● Requirements
Omit all pictures, then retype the data exactly as given.

+---+

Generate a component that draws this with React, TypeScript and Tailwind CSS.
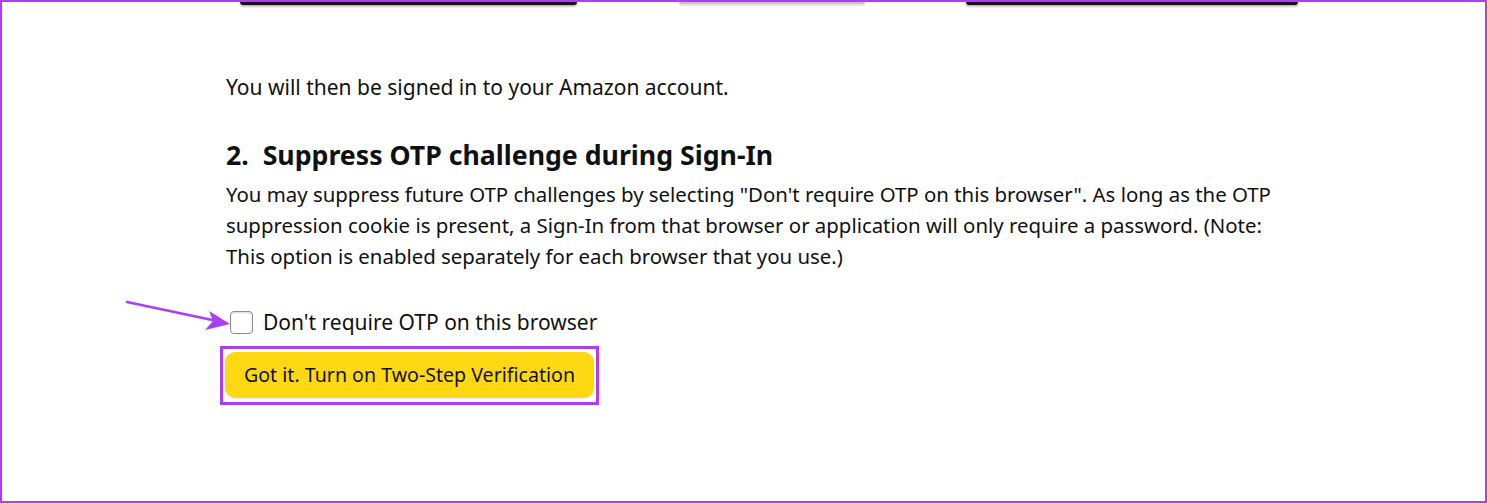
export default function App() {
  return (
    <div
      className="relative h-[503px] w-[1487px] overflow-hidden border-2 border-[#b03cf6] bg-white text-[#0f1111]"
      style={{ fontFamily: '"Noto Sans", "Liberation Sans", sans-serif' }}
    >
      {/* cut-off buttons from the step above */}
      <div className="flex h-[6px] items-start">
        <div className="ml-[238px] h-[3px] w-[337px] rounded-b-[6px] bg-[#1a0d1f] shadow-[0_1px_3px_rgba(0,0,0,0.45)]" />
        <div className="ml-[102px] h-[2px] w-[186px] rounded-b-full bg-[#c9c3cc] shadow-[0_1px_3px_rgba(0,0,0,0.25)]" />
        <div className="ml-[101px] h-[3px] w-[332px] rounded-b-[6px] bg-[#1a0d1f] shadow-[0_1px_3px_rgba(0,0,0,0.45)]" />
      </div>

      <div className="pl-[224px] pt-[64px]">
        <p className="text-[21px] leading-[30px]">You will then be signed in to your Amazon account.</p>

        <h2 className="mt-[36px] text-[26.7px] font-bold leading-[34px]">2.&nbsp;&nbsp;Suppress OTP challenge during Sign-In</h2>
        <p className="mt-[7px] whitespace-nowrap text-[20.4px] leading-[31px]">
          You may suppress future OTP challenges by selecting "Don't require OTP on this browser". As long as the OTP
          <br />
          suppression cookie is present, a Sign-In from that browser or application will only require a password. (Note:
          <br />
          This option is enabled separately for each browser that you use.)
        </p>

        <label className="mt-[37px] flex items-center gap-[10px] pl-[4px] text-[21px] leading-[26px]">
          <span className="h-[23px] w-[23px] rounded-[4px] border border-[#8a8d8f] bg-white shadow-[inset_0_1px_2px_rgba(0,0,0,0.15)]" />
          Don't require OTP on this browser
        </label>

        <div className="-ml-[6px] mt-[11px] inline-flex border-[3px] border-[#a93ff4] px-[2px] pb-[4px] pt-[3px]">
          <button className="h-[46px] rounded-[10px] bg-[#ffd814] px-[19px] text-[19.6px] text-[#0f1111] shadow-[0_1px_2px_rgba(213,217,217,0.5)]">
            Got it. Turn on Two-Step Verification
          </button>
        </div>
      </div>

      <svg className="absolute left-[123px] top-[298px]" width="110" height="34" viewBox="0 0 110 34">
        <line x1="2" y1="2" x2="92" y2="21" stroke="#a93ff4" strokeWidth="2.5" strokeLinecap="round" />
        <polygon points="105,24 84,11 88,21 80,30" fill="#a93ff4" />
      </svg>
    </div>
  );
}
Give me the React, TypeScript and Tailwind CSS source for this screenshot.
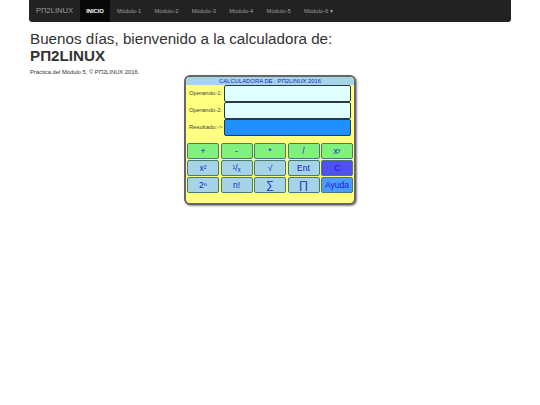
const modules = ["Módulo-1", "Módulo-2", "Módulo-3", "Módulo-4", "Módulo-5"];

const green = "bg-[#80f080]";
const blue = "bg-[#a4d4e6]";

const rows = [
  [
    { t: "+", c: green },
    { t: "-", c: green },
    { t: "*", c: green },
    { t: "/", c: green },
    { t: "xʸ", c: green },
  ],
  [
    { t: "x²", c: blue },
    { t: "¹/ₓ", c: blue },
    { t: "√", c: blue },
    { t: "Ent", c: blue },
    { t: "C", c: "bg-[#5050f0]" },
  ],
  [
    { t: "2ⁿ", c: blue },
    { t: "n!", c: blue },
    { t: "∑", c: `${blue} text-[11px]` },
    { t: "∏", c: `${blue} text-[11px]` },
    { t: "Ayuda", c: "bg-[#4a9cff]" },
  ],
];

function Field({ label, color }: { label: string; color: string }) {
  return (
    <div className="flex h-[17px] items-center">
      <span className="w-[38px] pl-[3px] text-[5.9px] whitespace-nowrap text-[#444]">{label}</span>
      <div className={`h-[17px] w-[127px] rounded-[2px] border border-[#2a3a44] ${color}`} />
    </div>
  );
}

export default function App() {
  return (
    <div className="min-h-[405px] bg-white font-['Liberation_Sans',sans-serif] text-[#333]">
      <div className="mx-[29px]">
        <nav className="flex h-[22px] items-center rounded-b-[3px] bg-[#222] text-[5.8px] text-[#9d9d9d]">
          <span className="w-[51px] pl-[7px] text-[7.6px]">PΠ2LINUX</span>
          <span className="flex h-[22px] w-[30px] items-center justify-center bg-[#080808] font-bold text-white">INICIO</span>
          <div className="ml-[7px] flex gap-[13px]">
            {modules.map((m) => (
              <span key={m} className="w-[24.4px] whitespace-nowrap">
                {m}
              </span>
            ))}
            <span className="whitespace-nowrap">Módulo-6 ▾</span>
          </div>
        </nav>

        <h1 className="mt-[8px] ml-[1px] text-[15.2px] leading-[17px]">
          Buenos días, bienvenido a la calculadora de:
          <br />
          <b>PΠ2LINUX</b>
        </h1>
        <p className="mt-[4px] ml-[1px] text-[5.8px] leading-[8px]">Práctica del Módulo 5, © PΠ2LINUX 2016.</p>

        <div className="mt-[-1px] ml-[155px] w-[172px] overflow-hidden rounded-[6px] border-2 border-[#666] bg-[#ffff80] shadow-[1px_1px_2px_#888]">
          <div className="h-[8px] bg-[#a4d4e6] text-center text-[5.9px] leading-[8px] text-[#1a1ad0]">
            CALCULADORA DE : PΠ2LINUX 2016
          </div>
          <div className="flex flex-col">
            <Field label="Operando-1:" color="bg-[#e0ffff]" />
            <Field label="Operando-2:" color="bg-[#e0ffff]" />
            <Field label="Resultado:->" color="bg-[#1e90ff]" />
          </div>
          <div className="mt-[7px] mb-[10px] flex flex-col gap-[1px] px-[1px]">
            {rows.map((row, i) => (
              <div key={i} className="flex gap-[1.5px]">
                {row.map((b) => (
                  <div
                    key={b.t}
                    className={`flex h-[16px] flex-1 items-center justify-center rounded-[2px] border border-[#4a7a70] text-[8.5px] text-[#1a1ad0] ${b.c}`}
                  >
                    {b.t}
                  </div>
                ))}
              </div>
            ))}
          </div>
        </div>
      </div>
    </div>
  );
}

+---+

● The output
Generate a component that draws this with React, TypeScript and Tailwind CSS.
export default function App() {
  return (
    <div
      className="relative h-[503px] w-[1487px] overflow-hidden border-2 border-[#b03cf6] bg-white text-[#0f1111]"
      style={{ fontFamily: '"Noto Sans", "Liberation Sans", sans-serif' }}
    >
      {/* cut-off buttons from the step above */}
      <div className="flex h-[6px] items-start">
        <div className="ml-[238px] h-[3px] w-[337px] rounded-b-[6px] bg-[#1a0d1f] shadow-[0_1px_3px_rgba(0,0,0,0.45)]" />
        <div className="ml-[102px] h-[2px] w-[186px] rounded-b-full bg-[#c9c3cc] shadow-[0_1px_3px_rgba(0,0,0,0.25)]" />
        <div className="ml-[101px] h-[3px] w-[332px] rounded-b-[6px] bg-[#1a0d1f] shadow-[0_1px_3px_rgba(0,0,0,0.45)]" />
      </div>

      <div className="pl-[224px] pt-[64px]">
        <p className="text-[21px] leading-[30px]">You will then be signed in to your Amazon account.</p>

        <h2 className="mt-[36px] text-[26.7px] font-bold leading-[34px]">2.&nbsp;&nbsp;Suppress OTP challenge during Sign-In</h2>
        <p className="mt-[7px] whitespace-nowrap text-[20.4px] leading-[31px]">
          You may suppress future OTP challenges by selecting "Don't require OTP on this browser". As long as the OTP
          <br />
          suppression cookie is present, a Sign-In from that browser or application will only require a password. (Note:
          <br />
          This option is enabled separately for each browser that you use.)
        </p>

        <label className="mt-[37px] flex items-center gap-[10px] pl-[4px] text-[21px] leading-[26px]">
          <span className="h-[23px] w-[23px] rounded-[4px] border border-[#8a8d8f] bg-white shadow-[inset_0_1px_2px_rgba(0,0,0,0.15)]" />
          Don't require OTP on this browser
        </label>

        <div className="-ml-[6px] mt-[11px] inline-flex border-[3px] border-[#a93ff4] px-[2px] pb-[4px] pt-[3px]">
          <button className="h-[46px] rounded-[10px] bg-[#ffd814] px-[19px] text-[19.6px] text-[#0f1111] shadow-[0_1px_2px_rgba(213,217,217,0.5)]">
            Got it. Turn on Two-Step Verification
          </button>
        </div>
      </div>

      <svg className="absolute left-[123px] top-[298px]" width="110" height="34" viewBox="0 0 110 34">
        <line x1="2" y1="2" x2="92" y2="21" stroke="#a93ff4" strokeWidth="2.5" strokeLinecap="round" />
        <polygon points="105,24 84,11 88,21 80,30" fill="#a93ff4" />
      </svg>
    </div>
  );
}
Give me the React, TypeScript and Tailwind CSS source for this screenshot.
const modules = ["Módulo-1", "Módulo-2", "Módulo-3", "Módulo-4", "Módulo-5"];

const green = "bg-[#80f080]";
const blue = "bg-[#a4d4e6]";

const rows = [
  [
    { t: "+", c: green },
    { t: "-", c: green },
    { t: "*", c: green },
    { t: "/", c: green },
    { t: "xʸ", c: green },
  ],
  [
    { t: "x²", c: blue },
    { t: "¹/ₓ", c: blue },
    { t: "√", c: blue },
    { t: "Ent", c: blue },
    { t: "C", c: "bg-[#5050f0]" },
  ],
  [
    { t: "2ⁿ", c: blue },
    { t: "n!", c: blue },
    { t: "∑", c: `${blue} text-[11px]` },
    { t: "∏", c: `${blue} text-[11px]` },
    { t: "Ayuda", c: "bg-[#4a9cff]" },
  ],
];

function Field({ label, color }: { label: string; color: string }) {
  return (
    <div className="flex h-[17px] items-center">
      <span className="w-[38px] pl-[3px] text-[5.9px] whitespace-nowrap text-[#444]">{label}</span>
      <div className={`h-[17px] w-[127px] rounded-[2px] border border-[#2a3a44] ${color}`} />
    </div>
  );
}

export default function App() {
  return (
    <div className="min-h-[405px] bg-white font-['Liberation_Sans',sans-serif] text-[#333]">
      <div className="mx-[29px]">
        <nav className="flex h-[22px] items-center rounded-b-[3px] bg-[#222] text-[5.8px] text-[#9d9d9d]">
          <span className="w-[51px] pl-[7px] text-[7.6px]">PΠ2LINUX</span>
          <span className="flex h-[22px] w-[30px] items-center justify-center bg-[#080808] font-bold text-white">INICIO</span>
          <div className="ml-[7px] flex gap-[13px]">
            {modules.map((m) => (
              <span key={m} className="w-[24.4px] whitespace-nowrap">
                {m}
              </span>
            ))}
            <span className="whitespace-nowrap">Módulo-6 ▾</span>
          </div>
        </nav>

        <h1 className="mt-[8px] ml-[1px] text-[15.2px] leading-[17px]">
          Buenos días, bienvenido a la calculadora de:
          <br />
          <b>PΠ2LINUX</b>
        </h1>
        <p className="mt-[4px] ml-[1px] text-[5.8px] leading-[8px]">Práctica del Módulo 5, © PΠ2LINUX 2016.</p>

        <div className="mt-[-1px] ml-[155px] w-[172px] overflow-hidden rounded-[6px] border-2 border-[#666] bg-[#ffff80] shadow-[1px_1px_2px_#888]">
          <div className="h-[8px] bg-[#a4d4e6] text-center text-[5.9px] leading-[8px] text-[#1a1ad0]">
            CALCULADORA DE : PΠ2LINUX 2016
          </div>
          <div className="flex flex-col">
            <Field label="Operando-1:" color="bg-[#e0ffff]" />
            <Field label="Operando-2:" color="bg-[#e0ffff]" />
            <Field label="Resultado:->" color="bg-[#1e90ff]" />
          </div>
          <div className="mt-[7px] mb-[10px] flex flex-col gap-[1px] px-[1px]">
            {rows.map((row, i) => (
              <div key={i} className="flex gap-[1.5px]">
                {row.map((b) => (
                  <div
                    key={b.t}
                    className={`flex h-[16px] flex-1 items-center justify-center rounded-[2px] border border-[#4a7a70] text-[8.5px] text-[#1a1ad0] ${b.c}`}
                  >
                    {b.t}
                  </div>
                ))}
              </div>
            ))}
          </div>
        </div>
      </div>
    </div>
  );
}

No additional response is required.